Nvidia isn’t a typical advertising-focused tech giant, but major brands and marketing agencies increasingly partner with it to power their own capabilities. One example is Monks, which announced a new 50-person team called the Monks Agentic Advisory that operates as a “nimble advancement and consulting team.” Monks is also certifying 150 engineers to build and deploy custom generative AI models for clients.

To showcase how it uses Nvidia tech, Monks also unveiled a new AI-generated video for Puma that uses agentic AI to create hyper-realistic content using Monks workflows and generative video tools from AI-startup Runway.

Monks Chief Innovation Officer Henry Cowling said agencies and clients have to consider how AI will impact how people work, workflows, and broader conversations about how organizations are designed. “I don’t think you can talk seriously about enterprise transformation or specifically marketing operations transformation without that conversation leading to Nvidia,” Cowling said. “At some point, but even if it’s just at the level of the chip stack, eventually you hit Nvidia and they’re obviously working migrating their way sort of up value stack as well.”
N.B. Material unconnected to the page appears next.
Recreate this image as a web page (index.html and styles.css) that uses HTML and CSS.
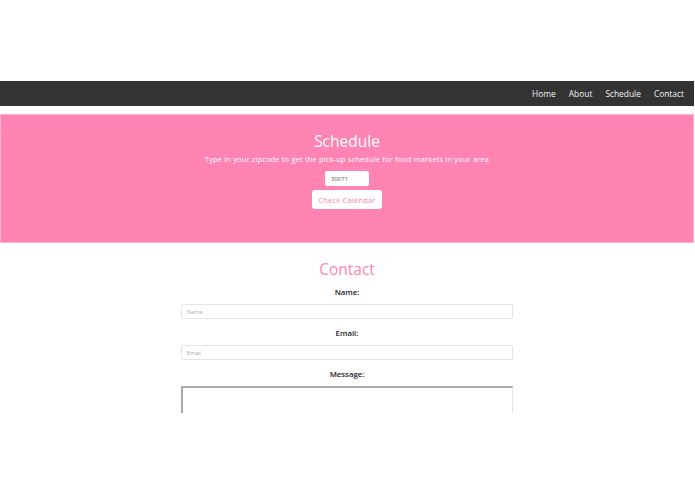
FILE: index.html
```html
<!DOCTYPE html>
<html>
<head>
<meta charset="utf-8">
<link rel="stylesheet" href="styles.css">
</head>
<body>
<div class="page">
  <div class="top-space"></div>
  <nav class="navbar">
    <a href="#">Home</a>
    <a href="#">About</a>
    <a href="#">Schedule</a>
    <a href="#">Contact</a>
  </nav>
  <section class="schedule">
    <h2 class="schedule-title">Schedule</h2>
    <p class="schedule-text">Type in your zipcode to get the pick-up schedule for food markets in your area</p>
    <input class="zip" type="text" value="30071">
    <button class="check">Check Calendar</button>
  </section>
  <section class="contact">
    <h2 class="contact-title">Contact</h2>
    <label class="field-label">Name:</label>
    <input class="field" type="text" placeholder="Name">
    <label class="field-label">Email:</label>
    <input class="field" type="text" placeholder="Email">
    <label class="field-label">Message:</label>
    <textarea class="message"></textarea>
  </section>
</div>
</body>
</html>
```
FILE: styles.css
```css
* { box-sizing: border-box; }
html, body { margin: 0; padding: 0; background: #fff; }
body { font-family: "Open Sans", "Noto Sans", sans-serif; width: 695px; height: 494px; overflow: hidden; }
.page { width: 694px; }
.top-space { height: 81px; }
.navbar {
  height: 25px;
  background: #333333;
  display: flex;
  justify-content: flex-end;
  align-items: center;
  gap: 13px;
  padding-right: 10px;
}
.navbar a { color: #f4f4f4; text-decoration: none; font-size: 8.4px; }
.schedule {
  margin-top: 8px;
  height: 129px;
  background: #ff84b3;
  border: 1px solid #ffb0cf;
  display: flex;
  flex-direction: column;
  align-items: center;
  padding-top: 16px;
}
.schedule-title { margin: 0; font-weight: 400; font-size: 15.5px; color: #fff; line-height: 20px; }
.schedule-text { margin: 3px 0 0; font-size: 7.4px; color: #fff; line-height: 10px; letter-spacing: 0.2px; }
.zip {
  margin-top: 7px;
  width: 44px; height: 15px; flex: none;
  border: none; border-radius: 2px;
  font-family: inherit; font-size: 6px; color: #555;
  padding: 0 6px;
}
.check {
  margin-top: 4px;
  width: 70px; height: 19px; flex: none;
  background: #fff; border: none; border-radius: 3px;
  color: #ff84b3; font-family: inherit; font-size: 7.5px; letter-spacing: 0.2px;
  padding: 0;
}
.contact {
  height: 170px;
  overflow: hidden;
  display: flex;
  flex-direction: column;
  align-items: center;
  padding-top: 15px;
}
.contact-title { margin: 0; font-weight: 400; font-size: 15.5px; color: #ff84b3; line-height: 22px; flex: none; }
.field-label { font-weight: 600; font-size: 7.8px; color: #222; margin-top: 7px; line-height: 10px; flex: none; }
.field {
  margin-top: 7px; margin-bottom: 2px;
  width: 332px; height: 15px; flex: none;
  border: 1px solid #e4e4e4; border-radius: 2px;
  font-family: inherit; font-size: 5.5px; padding: 0 5px;
}
.field::placeholder { color: #aaa; }
.message {
  margin-top: 7px;
  width: 332px; height: 40px; flex: none;
  border: 1px solid #e4e4e4; border-top: 2px solid #aaa; border-left: 2px solid #aaa;
  resize: none;
}
```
More Nvidia GTC 2025 announcements

  • T-Mobile: T-Mobile and Cisco will work to develop AI-native wireless capabilities designed for 6G wireless, with Huang claiming AI could revolutionize communication by mimicking how humans use context and prior knowledge to convey meaning.
  • Oracle: Another partnership will see it work with Oracle to help companies more easily organize and search through large volumes of text, images and videos.
  • Google: Nvidia will be the first to adopt SynthID, a Google DeepMind AI technology that embeds watermarks into AI-generated content to enhance content transparency and trust in generative AI by safeguarding against misinformation and misattribution.
  • Accenture: The consulting firm announced a new AI agent builder that will use the newly released Nvidia Llama Nemoton reasoning models. In a statement about the news, Accenture also said it’s already built 50 industry-specific AI agents for clients like ESPN, HPE and the United Nations.
  • Disney: Nvidia and Google Deepmind previewed a collaboration with Disney to create Star Wars-like droids. To develop the robots, the companies are using numerous new Nvidia innovations including Newton, an open-source new physics engine that simulates robotic movement in real-world settings.